Monday, January 3, 2011

The Pain and the Plan


1.3.2011

Genesis 6:6 6 The Lord was grieved that he had made man on the earth, and his heart was filled with pain.

Can you imagine – God’s heart was filled with pain!? I look back on all the years I’ve been reading the Bible and it amazes me how I so quickly overlook this: God suffered as a result of the choices of His creatures. Wow! That’s big!

But you know, somehow it endears my God to me all the more because I too suffer pain; and some of the same kind as He did when I see people I love who are making choices I know aren’t good for them. I think it’s a blessing that God limits our pain; I’m glad I only feel partial pain. Usually when I experience pain it’s a result of something external to my soul. God felt pain as a result of something internal to Him, for there can be nothing external to God that affects Him.

If God could be amazed, I think what He saw – as described in Genesis six – amazed Him. But then again, Jesus was amazed at the lack of men’s faith and was further amazed when faith showed up in people like Roman centurions and Syro-Pheonician women; and not His own people.

Again, today, I am somehow comforted that God isn’t immune to pain and heartache. I am somehow strengthened that He knows my every bungle and how I so adeptly fool myself into thinking the way I think, and doing the way I do. I am also comforted that He dealt with His pain the only way He could in His plan of reaching out to us in our own pain and sending His Son to redeem us from it.

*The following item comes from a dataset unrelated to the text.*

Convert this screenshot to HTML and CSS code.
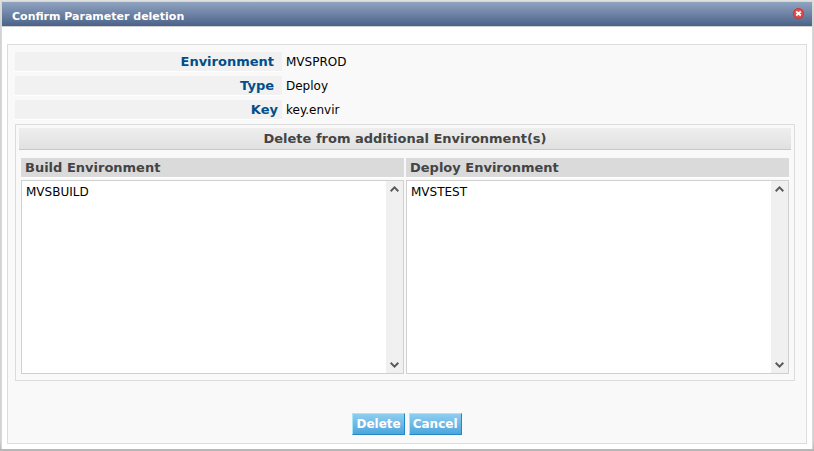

My pain ought to create in me a plan to do something about it – like having those conversations with loved ones and reassuring them how much I love them and care about what they’re going through. My pain is a constant reminder of how much I need God and that He identifies with me by what He’s suffered. And my pain helps break the hard outer shell of apathy and cynicism which so wants to capture me in a care-less cocoon. Pain reminds us all that life is real but worth looking for the solutions; especially the ones God offers…

Father in Heaven,
God of Pain I worship You and am glad You understand completely. Help me this day I pray; thank You for Your plan – amen.